Modi invoked the words of Rev. Dr. Martin Luther King Jr., pointing out what it really meant for America’s civil rights leader to visit the country of the man who had inspired him the most in his own struggle for the masses: “To other countries I may go as a tourist, but to India I come as a pilgrim.”

“Perhaps, above all, India is the land where the techniques of nonviolent social change were developed that my people have used in Montgomery, Alabama, and elsewhere throughout the American South. We have found them to be effective and sustaining — they work!”, Dr. King said.

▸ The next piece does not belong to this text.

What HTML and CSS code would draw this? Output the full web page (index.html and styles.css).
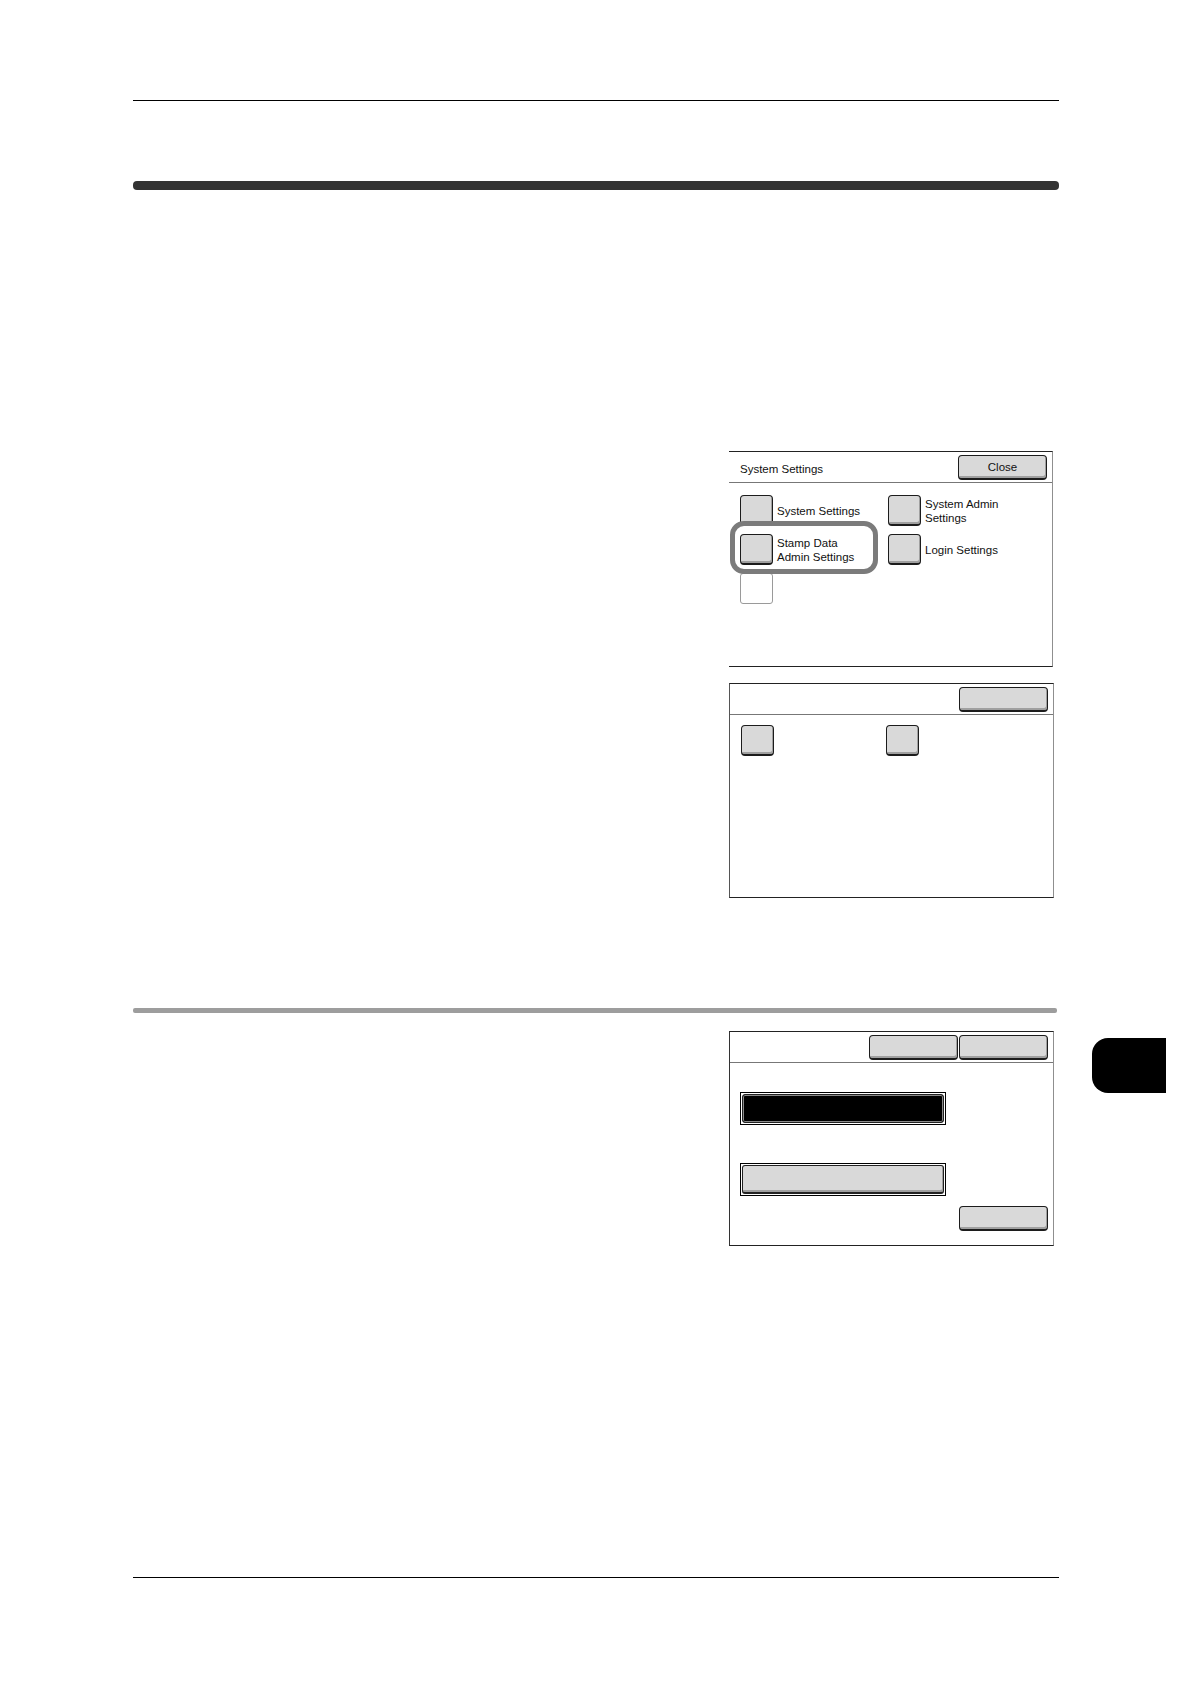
FILE: index.html
```html
<!DOCTYPE html>
<html lang="en">
<head>
<meta charset="utf-8">
<title>System Settings</title>
<link rel="stylesheet" href="styles.css">
</head>
<body>
<div class="page">
  <div class="rule-top"></div>
  <div class="title-bar"></div>

  <div class="section section-one">
    <div class="text-col"></div>
    <div class="fig-col">
      <div class="panel panel-one">
        <div class="panel-head">
          <span class="panel-title">System Settings</span>
          <span class="btn btn-wide">Close</span>
        </div>
        <div class="panel-body grid-one">
          <div class="item"><span class="btn btn-sq"></span><span class="label">System Settings</span></div>
          <div class="item"><span class="btn btn-sq"></span><span class="label">System Admin<br>Settings</span></div>
          <div class="item"><span class="btn btn-sq"></span><span class="label">Stamp Data<br>Admin Settings</span></div>
          <div class="item"><span class="btn btn-sq"></span><span class="label">Login Settings</span></div>
          <div class="item"><span class="btn-empty"></span></div>
        </div>
        <div class="highlight"></div>
      </div>

      <div class="panel panel-two">
        <div class="panel-head">
          <span class="panel-title"></span>
          <span class="btn btn-wide"></span>
        </div>
        <div class="panel-body grid-two">
          <div class="item"><span class="btn btn-sq"></span></div>
          <div class="item"><span class="btn btn-sq"></span></div>
        </div>
      </div>
    </div>
  </div>

  <div class="sub-rule"></div>

  <div class="section section-two">
    <div class="text-col"></div>
    <div class="fig-col">
      <div class="panel panel-three">
        <div class="panel-head">
          <span class="panel-title"></span>
          <span class="head-btns"><span class="btn btn-wide"></span><span class="btn btn-wide"></span></span>
        </div>
        <div class="panel-body body-three">
          <div class="frame"><span class="bar bar-on"></span></div>
          <div class="frame frame-second"><span class="bar bar-off"></span></div>
          <div class="bottom-row"><span class="btn btn-wide"></span></div>
        </div>
      </div>
    </div>
  </div>

  <div class="rule-bottom"></div>
</div>
<div class="side-tab"></div>
</body>
</html>
```

FILE: styles.css
```css
* { box-sizing: border-box; }

html, body {
  margin: 0;
  padding: 0;
  background: #ffffff;
}

body {
  width: 1190px;
  height: 1684px;
  position: relative;
  font-family: "Liberation Sans", Arial, sans-serif;
  font-size: 11.5px;
  color: #111111;
}

.page {
  margin-left: 133px;
  width: 926px;
  padding-top: 100px;
}

.rule-top {
  border-top: 1px solid #000000;
}

.title-bar {
  margin-top: 80px;
  height: 9px;
  background: #333333;
  border-radius: 4px;
}

.section {
  display: flex;
}

.section-one { margin-top: 261px; }
.section-two { margin-top: 18px; }

.text-col {
  width: 596px;
  flex: none;
}

.fig-col {
  width: 324px;
  flex: none;
  display: flex;
  flex-direction: column;
  gap: 16px;
}

.panel {
  position: relative;
  width: 324px;
  height: 216px;
  border-top: 1px solid #222222;
  border-bottom: 1px solid #222222;
  border-right: 1px solid #8f8f8f;
  background: #ffffff;
}

.panel-two {
  width: 325px;
  height: 215px;
  border-left: 1px solid #555555;
}

.panel-three {
  width: 325px;
  height: 215px;
  border-left: 1px solid #333333;
}

.panel-head {
  height: 31px;
  border-bottom: 1px solid #777777;
  display: flex;
  align-items: center;
  justify-content: space-between;
  padding: 0 5px 0 11px;
}

.panel-title {
  font-size: 11.5px;
  line-height: 14px;
  padding-top: 3px;
}

.head-btns {
  display: flex;
  gap: 1px;
}

.btn {
  display: inline-block;
  background: #d9d9d9;
  border: 1px solid #1c1c1c;
  border-bottom-width: 2px;
  border-radius: 4px;
  box-shadow: inset -1px -2px 0 #a0a0a0;
  text-align: center;
}

.btn-wide {
  width: 89px;
  height: 25px;
  line-height: 23px;
  font-size: 11.5px;
}

.btn-sq {
  width: 33px;
  height: 31px;
  flex: none;
}

.btn-empty {
  display: inline-block;
  width: 33px;
  height: 31px;
  border: 1px solid #9a9a9a;
  border-radius: 3px;
  background: #ffffff;
}

.panel-body {
  position: relative;
}

.grid-one {
  display: grid;
  grid-template-columns: 148px 140px;
  row-gap: 8px;
  padding: 12px 0 0 11px;
}

.grid-two {
  display: grid;
  grid-template-columns: 145px 140px;
  padding: 10px 0 0 11px;
}

.item {
  display: flex;
  align-items: center;
  height: 31px;
}

.label {
  margin-left: 4px;
  font-size: 11.5px;
  line-height: 14px;
  white-space: nowrap;
}

.highlight {
  position: absolute;
  left: 1px;
  top: 69px;
  width: 148px;
  height: 53px;
  border: 5px solid #7b7b7b;
  border-radius: 14px;
}

.body-three {
  padding: 29px 5px 0 10px;
}

.frame {
  width: 206px;
  height: 33px;
  border: 1px solid #000000;
  padding: 1px;
  background: #ffffff;
}

.frame-second {
  margin-top: 38px;
}

.bar {
  display: block;
  height: 29px;
  border: 1px solid #222222;
  border-radius: 3px;
}

.bar-on {
  background: #000000;
  box-shadow: inset 0 0 0 1px #8a8a8a, inset 0 0 0 2px #000000;
}

.bar-off {
  background: #d9d9d9;
  border-bottom-width: 2px;
  box-shadow: inset -1px -2px 0 #a0a0a0;
}

.bottom-row {
  display: flex;
  justify-content: flex-end;
  margin-top: 10px;
}

.sub-rule {
  margin-top: 110px;
  width: 924px;
  height: 5px;
  background: #9d9d9d;
  border-radius: 2px;
}

.rule-bottom {
  margin-top: 331px;
  border-top: 1px solid #000000;
}

.side-tab {
  position: absolute;
  left: 1092px;
  top: 1038px;
  width: 74px;
  height: 55px;
  background: #000000;
  border-radius: 16px 0 0 16px;
}
```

Modi liberally quoted Dr. King for his admiration of Gandhi, and to highlight the influence Bapu had on other leaders globally.

“When I was visiting in Ghana, West Africa, Prime Minister Nkrumah told me that he had read the works of Gandhi and felt that nonviolent resistance could be extended there. We recall that South Africa has had bus boycotts also,” Modi quoted Dr. King as saying.

Gandhi also quoted Mandela in his column, who had famously called Gandhi a “sacred warrior”.

“His strategy of noncooperation, his assertion that we can be dominated only if we cooperate with our dominators, and his nonviolent resistance inspired anticolonial and antiracist movements internationally in our century,” Mandela had said of Gandhi.

“For Mr. Mandela, Gandhi was Indian and South African. Gandhi would have approved. He had the unique ability to become a bridge between some of the greatest contradictions in human society,” Modi wrote.

Modi pointed out the myriad ways Gandhi worked for rights of commoners, the working poor and the exploited in India. From mediating in the Ahmedabad, textile strike in 1917, to forming the Majoor Mahajan Sangh, an association for workers’ rights, and his Dandi March in 1930, he led India to a historic civil disobedience movement.

“There have been many mass movements in the world, many strands of the freedom struggle even in India, but what sets apart the Gandhian struggle and those inspired by him is the wide-scale public participation. He never held administrative or elected office. He was never tempted by power,” wrote Modi.

He added in his column: “For him, independence was not absence of external rule. He saw a deep link between political independence and personal empowerment. He envisioned a world where every citizen has dignity and prosperity. When the world spoke about rights, Gandhi emphasized duties. He wrote in “Young India”: “The true source of rights is duty. If we all discharge our duties, rights will not be far to seek.” He wrote in the journal Harijan, “Rights accrue automatically to him who duly performs his duties.”

Modi also intertwined Gandhi’s message to the world, and present climate change and environmental issues which have become a major talking point globally.

“…We, as inheritors of the earth, are responsible for its well-being, including that of the flora and fauna with whom we share our planet,” Modi wrote, adding, “In Gandhi, we have the best teacher to guide us. From uniting those who believe in humanity to furthering sustainable development and ensuring economic self-reliance, Gandhi offers solutions to every problem.”

Modi proposed an “Einstein Challenge” in his column, recalling Einstein’s famous words on Gandhi: “Generations to come will scarce believe that such a one as this ever in flesh and blood walked upon this earth.”

Modi “invited” thinkers, entrepreneurs and tech leaders to be at the forefront of spreading Gandhi’s ideas through innovation.

“Let us work shoulder to shoulder to make our world prosperous and free from hate, violence and suffering. That is when we will fulfill Mahatma Gandhi’s dream, summed up in his favorite hymn, “Vaishnava Jana To,” which says that a true human is one who feels the pain of others, removes misery and is never arrogant.”

“The world bows to you, beloved Bapu!” concluded Modi in his column.

Hopefully, Khan can learn a thing or two from Modi’s column; desist from making any more foolish threats of an imminent nuclear war. All it has served him and Pakistan is to be seen as a pariah internationally.